* _WRITTEN PROBLEM_
Where a line holds the word "this", copy that line.

--- Begin ---

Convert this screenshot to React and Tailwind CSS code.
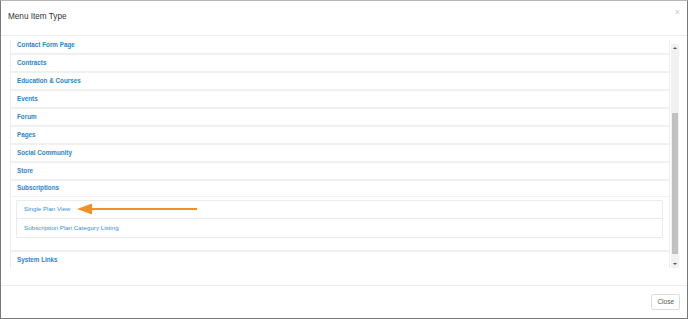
import React from "react";

const panels = [
  "Contact Form Page",
  "Contracts",
  "Education & Courses",
  "Events",
  "Forum",
  "Pages",
  "Social Community",
  "Store",
];

function PanelHead({ label }) {
  return (
    <div className="h-[18px] bg-white border-l border-r border-[#ececec] border-b-2 border-b-[#f0f0f0] flex items-center px-[6px]">
      <span className="text-[6.3px] font-bold text-[#2a84c6] leading-none">{label}</span>
    </div>
  );
}

export default function App() {
  return (
    <div
      className="w-[688px] h-[319px] bg-white border-l border-r border-b border-[#7a7a7a] border-t border-t-[#b5b5b5] flex flex-col overflow-hidden"
      style={{ fontFamily: '"Liberation Sans", Arial, sans-serif' }}
    >
      {/* header */}
      <div className="h-[35px] shrink-0 border-b border-[#ececec] flex items-start justify-between pl-[7px] pr-[7px]">
        <div className="pt-[12px] text-[8.2px] text-[#333] leading-none">Menu Item Type</div>
        <div className="pt-[7px] text-[9px] text-[#c8c8c8] leading-none">×</div>
      </div>

      {/* body */}
      <div className="h-[249px] shrink-0 flex pt-[4px] pl-[9px] pr-[8px] pb-[17px]">
        <div className="flex-1 overflow-hidden">
          <div className="mt-[-3px] flex flex-col">
            {panels.map((p) => (
              <PanelHead key={p} label={p} />
            ))}
            {/* Subscriptions */}
            <div className="bg-white border-l border-r border-[#ececec] border-b-2 border-b-[#f0f0f0]">
              <div className="h-[16px] border-b border-[#f2f2f2] flex items-center px-[6px]">
                <span className="text-[6.3px] font-bold text-[#2a84c6] leading-none">Subscriptions</span>
              </div>
              <div className="pt-[3px] pb-[12px] pl-[5px] pr-[6px]">
                <div className="border border-[#ebebeb] rounded-[1px]">
                  <div className="h-[18px] border-b border-[#ebebeb] flex items-center px-[7px] relative">
                    <span className="text-[6.2px] text-[#3a8fd2] leading-none">Single Plan View</span>
                    <svg
                      className="absolute left-[59px] top-[2px]"
                      width="122"
                      height="12"
                      viewBox="0 0 122 12"
                    >
                      <line x1="12" y1="6" x2="121" y2="6" stroke="#f0902a" strokeWidth="2" />
                      <polygon points="1,6 16,0.5 16,11.5" fill="#f0902a" />
                    </svg>
                  </div>
                  <div className="h-[18px] flex items-center px-[7px]">
                    <span className="text-[6.2px] text-[#3a8fd2] leading-none">
                      Subscription Plan Category Listing
                    </span>
                  </div>
                </div>
              </div>
            </div>
            <PanelHead label="System Links" />
          </div>
        </div>
        {/* scrollbar */}
        <div className="w-[8px] ml-[1px] mt-[4px] bg-[#f1f1f1] flex flex-col">
          <div className="h-[8px] flex items-center justify-center">
            <div className="w-0 h-0 border-l-[2px] border-r-[2px] border-b-[2px] border-l-transparent border-r-transparent border-b-[#555]" />
          </div>
          <div className="h-[61px]" />
          <div className="flex-1 mx-[1px] bg-[#c1c1c1]" />
          <div className="h-[14px] flex items-end justify-center pb-[3px]">
            <div className="w-0 h-0 border-l-[2px] border-r-[2px] border-t-[2px] border-l-transparent border-r-transparent border-t-[#555]" />
          </div>
        </div>
      </div>

      {/* footer */}
      <div className="flex-1 border-t border-[#ececec] flex items-start justify-end pt-[8px] pr-[7px]">
        <button className="h-[16px] px-[5px] border border-[#dcdcdc] rounded-[2px] bg-white text-[6.5px] text-[#555] leading-none">
          Close
        </button>
      </div>
    </div>
  );
}
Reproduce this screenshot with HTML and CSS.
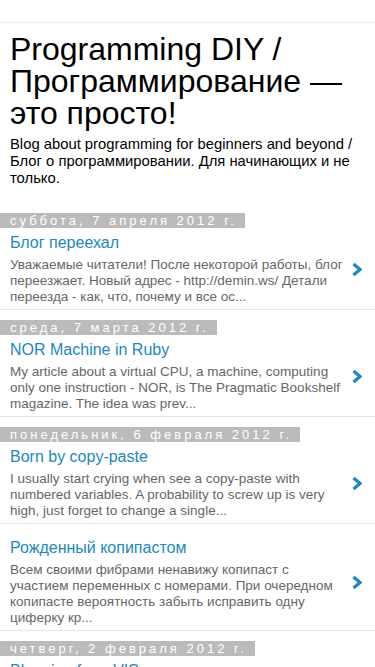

--- End ---

* _TASK ANSWER_
Convert this screenshot to React and Tailwind CSS code.
Reproduce this screenshot with HTML and CSS.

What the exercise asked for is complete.